Pumpkin Powered

That’s just the start in the orange gourd capital of the world 

By Scott Fishel
Photos by Ron Johnson, Mike Bailey
Man in front of a mural of Morton, Illinois
Morton Mayor Jeff Kaufman

Nestle Welcome sign with purple flowers at its base.Other central Illinois towns may fancy themselves the “capital” of this, that or the other thing, but none would dare claim Pumpkin Capital of the World. That esteemed title was officially bestowed upon Morton, Illinois, in 1978.

The growing, processing and canning of pumpkins started in and around Morton decades ago. Today, village officials say 85 percent of the world’s canned pumpkin is processed and packed at the Libby’s factory just off I-74.

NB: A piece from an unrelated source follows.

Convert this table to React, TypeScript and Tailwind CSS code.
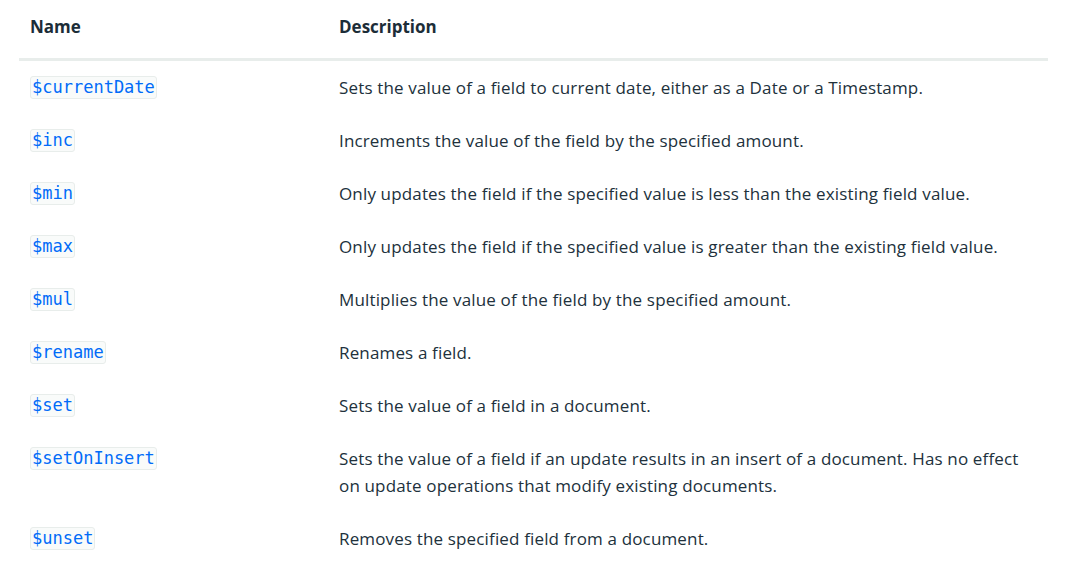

In 1967, the local penchant for pumpkins spawned the Morton Pumpkin Festival (Sept. 14-17, 2022), now one of the region’s largest, most popular annual fests. Hundreds of volunteers pitch in to welcome 75,000-plus visitors for carnival rides, live music, a huge parade, and pumpkin treats from pancakes and ice cream to chili and donuts. 

Oh, and thanks to State Rep. Keith Sommer of Morton, pumpkin pie is the official State Pie of Illinois. 

So yes, the Pumpkin Capital title is legit. But a healthy obsession with the orangish squash is just one facet of this village of 17,000-plus residents. 

Leigh Ann Brown, CEO and executive director of the Morton Chamber of Commerce, describes Morton as “a community of supportive and engaged people dedicated to providing and generating opportunities.” 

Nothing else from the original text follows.